I am going to use this space to talk about my travels. I am not going to speak of my soon-to-be-ex spouse or our son.  I want to use this space to explore this terrain, which is new to me but all too common for far too many other people.  You will not find blame here (because there is none), you will not find acrimony toward another, you will not find salacious details.  What you will find is a man trying to emerge from the "uncoupling" of a marriage (but not the uncoupling of parenthood for either of us) to learn how to be a better person.  I want to learn from this.  I need to learn from this. I want to be a better parent because of this.  And I want to have better relationships with other people as a result of this.
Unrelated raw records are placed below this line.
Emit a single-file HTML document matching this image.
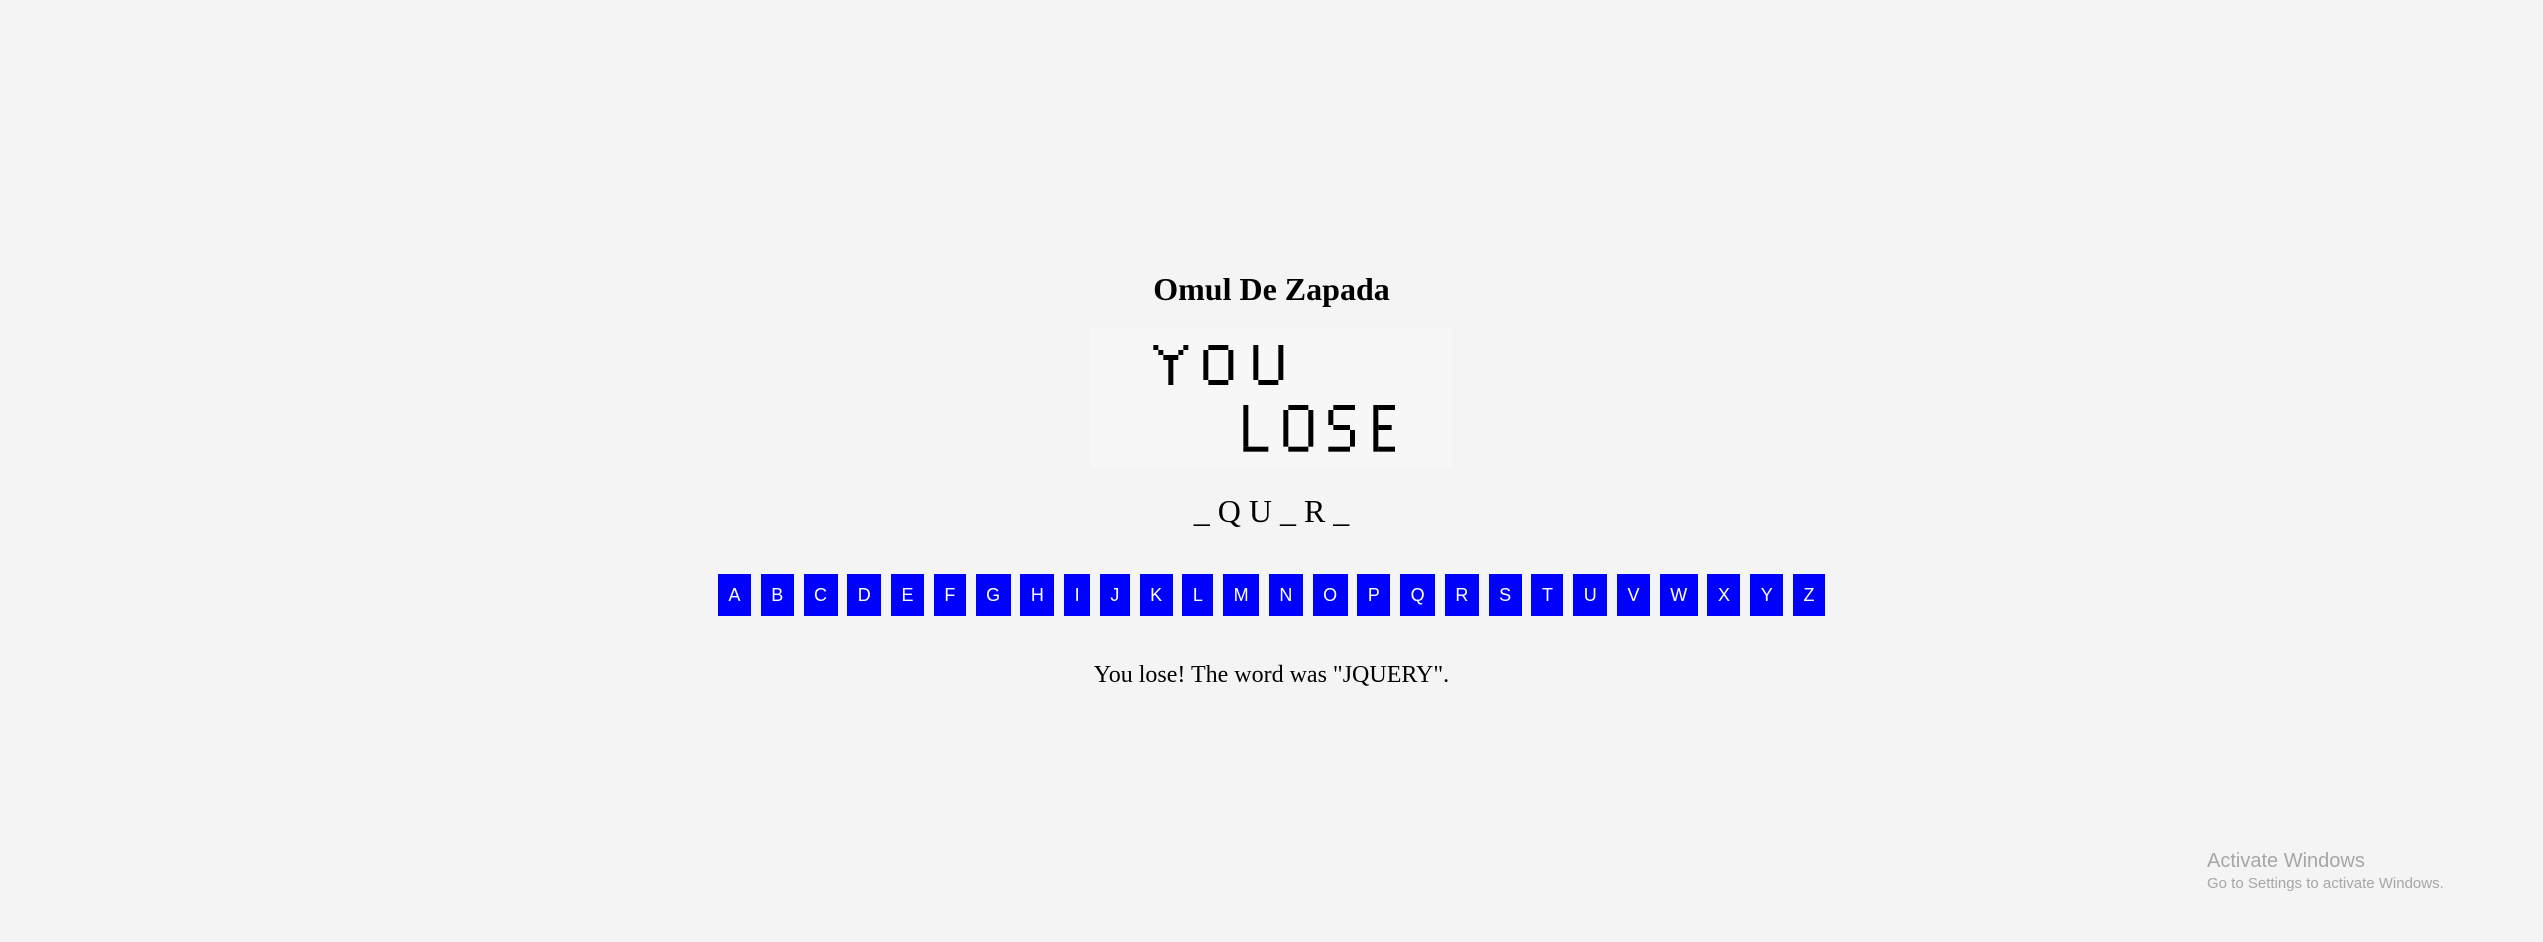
<!DOCTYPE html>
<html><head><style>
html,body{margin:0;padding:0;background:#f4f4f4;width:2543px;height:942px;overflow:hidden;position:relative}
.t{position:absolute;left:0;width:2543px;text-align:center;font-family:"Liberation Serif",serif;color:#000;white-space:pre}
.btns{position:absolute;top:574px;left:0;width:2543px;display:flex;justify-content:center;gap:9.75px}
.btns span{display:block;height:42px;line-height:42px;padding:0 10.5px;background:#00f;color:#fff;font-family:"Liberation Sans",sans-serif;font-size:18px}
.aw{position:absolute;left:2207px;color:#a6a6a6;font-family:"Liberation Sans",sans-serif;white-space:nowrap}
</style></head><body>
<div class="t" style="top:269px;font-size:32px;font-weight:bold;line-height:40px">Omul De Zapada</div>
<div style="position:absolute;left:1091px;top:328px;width:361px;height:139px;background:#f7f7f7"></div>
<svg style="position:absolute;left:1145px;top:335px" width="250" height="125" viewBox="0 0 750 375">
<g fill="#000">
<rect x="25" y="30" width="15" height="15"/><rect x="40" y="45" width="15" height="15"/><rect x="55" y="60" width="45" height="15"/><rect x="100" y="45" width="15" height="15"/><rect x="115" y="30" width="15" height="15"/><rect x="70" y="75" width="15" height="75"/>
<rect x="175" y="45" width="15" height="90"/><rect x="190" y="30" width="60" height="15"/><rect x="250" y="45" width="15" height="90"/><rect x="190" y="135" width="60" height="15"/>
<rect x="325" y="30" width="15" height="105"/><rect x="400" y="30" width="15" height="105"/><rect x="340" y="135" width="60" height="15"/>
<rect x="295" y="210" width="15" height="125"/><rect x="295" y="335" width="75" height="15"/>
<rect x="415" y="225" width="15" height="110"/><rect x="430" y="210" width="60" height="15"/><rect x="490" y="225" width="15" height="110"/><rect x="430" y="335" width="60" height="15"/>
<rect x="565" y="210" width="65" height="15"/><rect x="550" y="225" width="15" height="45"/><rect x="565" y="270" width="50" height="15"/><rect x="615" y="285" width="15" height="50"/><rect x="550" y="335" width="65" height="15"/>
<rect x="685" y="210" width="15" height="140"/><rect x="700" y="210" width="50" height="15"/><rect x="700" y="270" width="40" height="15"/><rect x="700" y="335" width="50" height="15"/>
</g></svg>
<div class="t" style="top:491px;font-size:32px;line-height:40px">_ Q U _ R _</div>
<div class="btns"><span>A</span><span>B</span><span>C</span><span>D</span><span>E</span><span>F</span><span>G</span><span>H</span><span>I</span><span>J</span><span>K</span><span>L</span><span>M</span><span>N</span><span>O</span><span>P</span><span>Q</span><span>R</span><span>S</span><span>T</span><span>U</span><span>V</span><span>W</span><span>X</span><span>Y</span><span>Z</span></div>
<div class="t" style="top:660px;font-size:24px;line-height:30px">You lose! The word was "JQUERY".</div>
<div class="aw" style="top:850px;font-size:20px">Activate Windows</div>
<div class="aw" style="top:875px;font-size:15px">Go to Settings to activate Windows.</div>
</body></html>
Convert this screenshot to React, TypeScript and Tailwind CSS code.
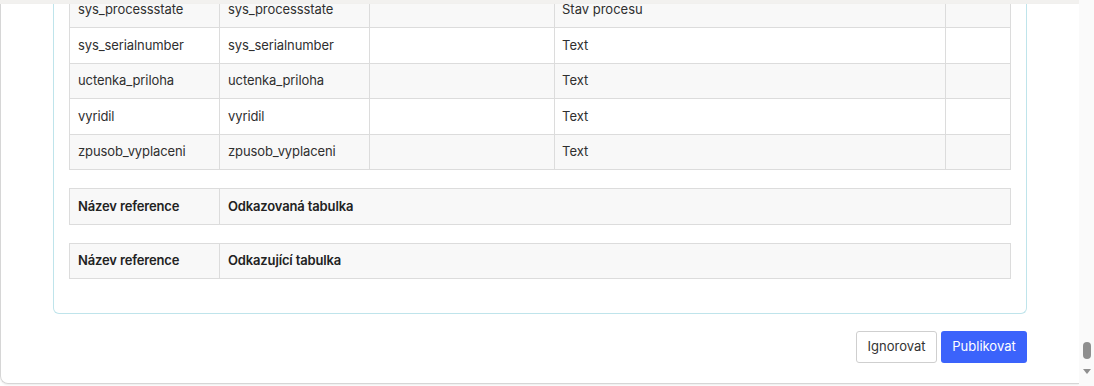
import React from 'react';

const rows = [
  { name: 'sys_processstate', label: 'sys_processstate', type: 'Stav procesu' },
  { name: 'sys_serialnumber', label: 'sys_serialnumber', type: 'Text' },
  { name: 'uctenka_priloha', label: 'uctenka_priloha', type: 'Text' },
  { name: 'vyridil', label: 'vyridil', type: 'Text' },
  { name: 'zpusob_vyplaceni', label: 'zpusob_vyplaceni', type: 'Text' },
];

function RefTable({ title }: { title: string }) {
  return (
    <table className="w-full border-collapse table-fixed">
      <tbody>
        <tr className="h-[35.5px] bg-[#f8f8f8]">
          <td className="w-[150px] border border-[#dcdcdc] pl-[8px] font-semibold tracking-[-0.15px] text-[#222]">Název reference</td>
          <td className="border border-[#dcdcdc] pl-[8px] font-semibold tracking-[-0.15px] text-[#222]">{title}</td>
        </tr>
      </tbody>
    </table>
  );
}

export default function App() {
  return (
    <div
      className="flex w-[1094px] h-[386px] overflow-hidden bg-white text-[13px] text-[#2f2f2f]"
      style={{ fontFamily: 'Inter, "Noto Sans", sans-serif' }}
    >
      <div className="flex flex-col w-[1079px]">
        <div className="h-[4px] bg-[#f2f1ef]" />
        <div className="flex flex-col h-[380px] border-b border-l border-[#d6d6d6] rounded-bl-lg shadow-[0_1px_2px_rgba(0,0,0,0.08)]">
          <div className="flex-1 min-h-0 overflow-hidden pl-[52px] pr-[52px]">
            <div className="flex flex-col gap-[18px] h-full border-x border-b border-[#bfe4eb] rounded-b-md px-[15px] pb-[34px] justify-end">
              <table className="w-full border-collapse table-fixed">
                <colgroup>
                  <col className="w-[150px]" />
                  <col className="w-[150px]" />
                  <col className="w-[185px]" />
                  <col className="w-[391px]" />
                  <col />
                </colgroup>
                <tbody>
                  {rows.map((r, i) => (
                    <tr key={r.name} className={i % 2 === 0 ? 'h-[35.5px] bg-[#f8f8f8]' : 'h-[35.5px] bg-white'}>
                      <td className="border border-[#dcdcdc] pl-[8px] tracking-[-0.1px]">{r.name}</td>
                      <td className="border border-[#dcdcdc] pl-[8px] tracking-[-0.1px]">{r.label}</td>
                      <td className="border border-[#dcdcdc]" />
                      <td className="border border-[#dcdcdc] pl-[7px]">{r.type}</td>
                      <td className="border border-[#dcdcdc]" />
                    </tr>
                  ))}
                </tbody>
              </table>
              <RefTable title="Odkazovaná tabulka" />
              <RefTable title="Odkazující tabulka" />
            </div>
          </div>
          <div className="flex justify-end gap-[4px] pr-[52px] pt-[17px] pb-[20px]">
            <button className="h-[32px] w-[81px] rounded-[3px] border border-[#cfcfcf] bg-white text-[#333]">
              Ignorovat
            </button>
            <button className="h-[32px] w-[86px] rounded-[3px] bg-[#3b63fb] text-white">
              Publikovat
            </button>
          </div>
        </div>
      </div>
      <div className="flex flex-col items-center justify-end w-[15px] bg-[#fafafa] pb-[12px]">
        <div className="w-[8px] h-[17px] rounded-full bg-[#8f8f8f]" />
        <div className="mt-[10px] w-0 h-0 border-x-[4px] border-x-transparent border-t-[5px] border-t-[#8f8f8f]" />
      </div>
    </div>
  );
}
Having a room of my own, with apologies to Virginia Woolf, has already provided me with insight into the last 20 years of my life  (we had our twentieth anniversary in Chile) and I can say that I am not having to try very hard to focus on and appreciate the high points.  We grew up together and discovered a lot of things over the course of two decades.  The last 20 years were not a mistake. They have been part of the journey.  The latest chapter, living alone in an apartment in a pistachio-green building, has been a kind of a retreat back to a standard of living reminiscent of PQ circa 1990.  With better furniture.  I found some mirth in going to Lowe's to buy cinderblocks, bricks and boards to customize shelving for a very weird space next to my kitchen range, but evidently constructing furniture out of building supplies is like riding a bike.

So, forgive me if this seems self-indulgent, but I do want to share what I am thinking and feeling (in a certain way) to others, perhaps because the one person that I used to share those things with is no longer available.